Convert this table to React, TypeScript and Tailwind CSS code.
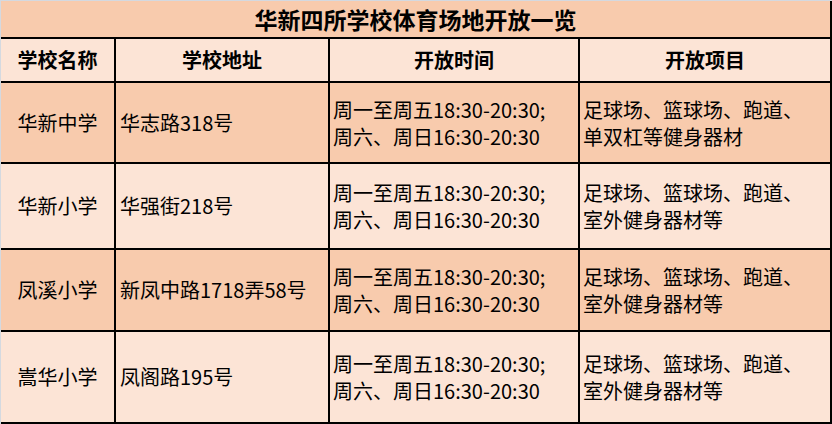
import React from "react";

const rows = [
  {
    name: "华新中学",
    addr: "华志路318号",
    items: ["足球场、篮球场、跑道、", "单双杠等健身器材"],
    dark: true,
    h: "h-[81px]",
  },
  {
    name: "华新小学",
    addr: "华强街218号",
    items: ["足球场、篮球场、跑道、", "室外健身器材等"],
    dark: false,
    h: "h-[86px]",
  },
  {
    name: "凤溪小学",
    addr: "新凤中路1718弄58号",
    items: ["足球场、篮球场、跑道、", "室外健身器材等"],
    dark: true,
    h: "h-[82px]",
  },
  {
    name: "嵩华小学",
    addr: "凤阁路195号",
    items: ["足球场、篮球场、跑道、", "室外健身器材等"],
    dark: false,
    h: "h-[92px]",
  },
];

const cell = "border-r-2 border-b-2 border-black flex items-center";

const App: React.FC = () => {
  return (
    <div
      className="w-[832px] h-[424px] bg-white border-t border-l border-[#d4d9e0] text-black overflow-hidden"
      style={{ fontFamily: '"Noto Sans CJK SC", "Liberation Sans", sans-serif' }}
    >
      <div className="grid grid-cols-[115px_214px_250px_252px]">
        <div className={`${cell} col-span-4 h-[38px] bg-[#f8cbad] justify-center text-[23px] font-bold`}>
          华新四所学校体育场地开放一览
        </div>

        <div className={`${cell} h-[44px] bg-[#fce4d6] justify-center text-[20px] font-bold`}>学校名称</div>
        <div className={`${cell} h-[44px] bg-[#fce4d6] justify-center text-[20px] font-bold`}>学校地址</div>
        <div className={`${cell} h-[44px] bg-[#fce4d6] justify-center text-[20px] font-bold`}>开放时间</div>
        <div className={`${cell} h-[44px] bg-[#fce4d6] justify-center text-[20px] font-bold`}>开放项目</div>

        {rows.map((r) => {
          const bg = r.dark ? "bg-[#f8cbad]" : "bg-[#fce4d6]";
          return (
            <React.Fragment key={r.name}>
              <div className={`${cell} ${r.h} ${bg} justify-center text-[20px]`}>{r.name}</div>
              <div className={`${cell} ${r.h} ${bg} pl-[4px] text-[20px] whitespace-nowrap`}>{r.addr}</div>
              <div className={`${cell} ${r.h} ${bg} pl-[3px] text-[20px] leading-[27px] whitespace-nowrap`}>
                <div>
                  周一至周五18:30-20:30;
                  <br />
                  周六、周日16:30-20:30
                </div>
              </div>
              <div className={`${cell} ${r.h} ${bg} pl-[3px] text-[20px] leading-[27px] whitespace-nowrap`}>
                <div>
                  {r.items[0]}
                  <br />
                  {r.items[1]}
                </div>
              </div>
            </React.Fragment>
          );
        })}
      </div>
    </div>
  );
};

export default App;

---+---

- INSTRUCTIONS TO FOLLOW -
Pull out the lines above in which the word "React" appears.

- TASK RESPONSE -
Convert this table to React, TypeScript and Tailwind CSS code.
import React from "react";
const App: React.FC = () => {
            <React.Fragment key={r.name}>
            </React.Fragment>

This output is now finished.